Thu, Dec 13, 2007 - Page 3 News List

CEC puts off regulation decision

HEATED DEBATE Commission members recommended by the pan-blue camp said that a rule that would delay elections in the case of disasters could be manipulated

By Loa Iok-sin and Mo Yan-chih  /  STAFF REPORTERS

Passage of a regulation to allow for changes in election dates or poll station locations in the case of natural disasters or other "unavoidable causes" was postponed yesterday as Central Election Commission (CEC) members debated the wording.

"Although all [commission] members considered the regulation necessary and urgent ... we felt that we needed to create a special team" to examine the regulation first, CEC Secretary-General Teng Tien-yu (鄧天佑) told a news conference after a four-hour meeting.

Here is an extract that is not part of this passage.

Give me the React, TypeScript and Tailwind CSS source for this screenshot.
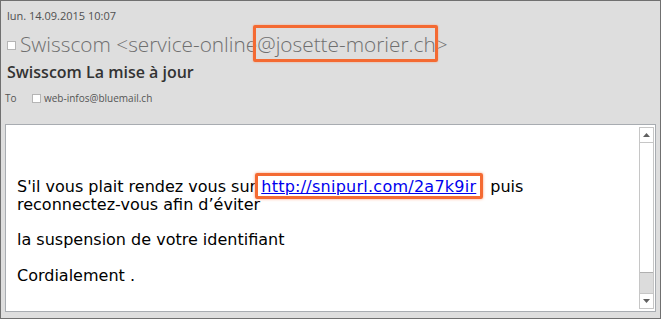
import React from 'react';

const Check: React.FC = () => (
    <span className="inline-block w-[9px] h-[9px] bg-white border border-[#b5b5b5] shrink-0" />
);

const Scrollbar: React.FC = () => (
    <div className="w-[15px] mt-[2px] mr-[1px] mb-[2px] flex flex-col border border-[#c6c6c6] bg-white">
        <div className="h-[15px] flex items-center justify-center border-b border-[#c6c6c6]">
            <svg width="7" height="4" viewBox="0 0 7 4"><path d="M0 4 L3.5 0 L7 4 Z" fill="#606060" /></svg>
        </div>
        <div className="flex-1 border-b border-[#b0b0b0]" />
        <div className="h-[20px] bg-[#dcdcdc]" />
        <div className="h-[15px] flex items-center justify-center border-t border-[#c6c6c6]">
            <svg width="7" height="4" viewBox="0 0 7 4"><path d="M0 0 L3.5 4 L7 0 Z" fill="#606060" /></svg>
        </div>
    </div>
);

const App: React.FC = () => {
    return (
        <div className="w-[661px] h-[319px] bg-[#dedede] border border-[#707070] flex flex-col overflow-hidden font-['Open_Sans',sans-serif]">
            {/* Header */}
            <div className="h-[123px] flex flex-col">
                <div className="mt-[6px] h-[18px] pl-[6px] flex items-center text-[11px] text-[#505050]">
                    lun. 14.09.2015 10:07
                </div>
                <div className="mt-[3px] h-[34px] pl-[6px] flex items-center gap-[4px] text-[20.8px] font-light text-[#6f6f6f]">
                    <Check />
                    <span className="whitespace-nowrap">
                        Swisscom &lt;service-online
                        <span className="relative">
                            @josette-morier.ch
                            <span className="absolute -left-[4px] -right-[2px] -top-[5px] -bottom-[4px] border-[3px] border-[#f46a32] rounded-[2px] shadow-[0_0_2px_#f9a07a]" />
                        </span>
                        &gt;
                    </span>
                </div>
                <div className="mt-[1px] h-[18px] pl-[6px] flex items-center text-[16px] font-semibold text-[#333]">
                    Swisscom La mise à jour
                </div>
                <div className="mt-[10px] h-[14px] pl-[4px] flex items-center text-[10px] text-[#555]">
                    <span className="w-[27px]">To</span>
                    <Check />
                    <span className="ml-[3px]">web-infos@bluemail.ch</span>
                </div>
            </div>

            {/* Body */}
            <div className="ml-[4px] mr-[4px] h-[188px] bg-white border border-[#a8acb1] flex">
                <div className="flex-1 pl-[11px] pt-[53px] font-['DejaVu_Sans',sans-serif] text-[16px] leading-[18px] text-black">
                    <p>
                        S'il vous plait rendez vous sur{' '}
                        <span className="relative">
                            <a href="#" className="text-[#0000ee] underline tracking-[0.25px]">http://snipurl.com/2a7k9ir</a>
                            <span className="absolute -left-[6px] -right-[7px] -top-[4px] -bottom-[3px] border-[3px] border-[#f46a32] rounded-[2px] shadow-[0_0_3px_#f9a07a]" />
                        </span>
                        <span className="ml-[14px]">puis</span>
                        <br />
                        reconnectez-vous afin d’éviter
                    </p>
                    <p className="mt-[17px]">la suspension de votre identifiant</p>
                    <p className="mt-[18px]">Cordialement .</p>
                </div>
                <Scrollbar />
            </div>
        </div>
    );
};

export default App;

The CEC has delegated the task to a five-member team, he said.

"We're trying to pass the regulation in accordance with a new amendment to the Election and Recall Law of Civil Servants [公職人員選舉罷免法]," Teng said.

The amendment, passed by the legislature last month, stipulates that local election commissions can change election dates with the CEC's approval if "an election cannot proceed because of a natural disaster or other unavoidable cause."

A clause under the article requires the commission to draw up a regulation to stipulate how an election postponement should be handled.

In the draft regulation, "natural disaster" has been defined as a severe typhoon, earthquake or flood that could prevent voters from traveling to poll stations or damage poll stations.

However, commission members disagreed over the meaning of the words "unavoidable cause."

CEC members recommended by the pan-blue camp said the regulation was too ambiguous.

"We need to define clearly what `unavoidable' means" said Liu Kuang-hua (劉光華), a commission member recommended by the Chinese Nationalist Party (KMT). "Does it include ... strikes, riots, wars and fires?"

Chao Shu-chien (趙叔鍵), a CEC member recommended by the People First Party, said President Chen Shui-bian (陳水扁) could manipulate the phrase "unavoidable" to postpone the legislative elections.

Teng, on the other hand, said the phrase was legal terminology that "also appears in the Election and Recall Law [of Civil Servants]."

Liu, however, said: "What was not an issue in the past won't necessarily not become an issue."

Although no timetable has been set for passage of the regulation, the CEC will pass it "as soon as possible so that it will be in place before the legislative elections," Teng said.

Earlier yesterday, Legislative Speaker Wang Jin-pyng (王金平) warned the commission should not make a decision based on partisan motives.

"It's necessary to prepare for possible situations on election day, but it would be very inappropriate if such preparations were done with specific motives," Wang told reporters at the Legislative Yuan.

KMT Chairman Wu Poh-hsiung (吳伯雄) lashed out at the CEC, calling it an "election tool" of the Democratic Progressive Party.

KMT caucus whip Kuo Su-chun (郭素春) said the DPP had a four-part strategy to ensure a win at the polls: disturbing election procedures, creating conflicts during the elections, postponing elections or declaring results invalid, and enforcing martial law.

"The CEC has never discussed this kind of draft [regulation] before. It will use the draft to reverse election results if they are bad for the DPP," Kuo said.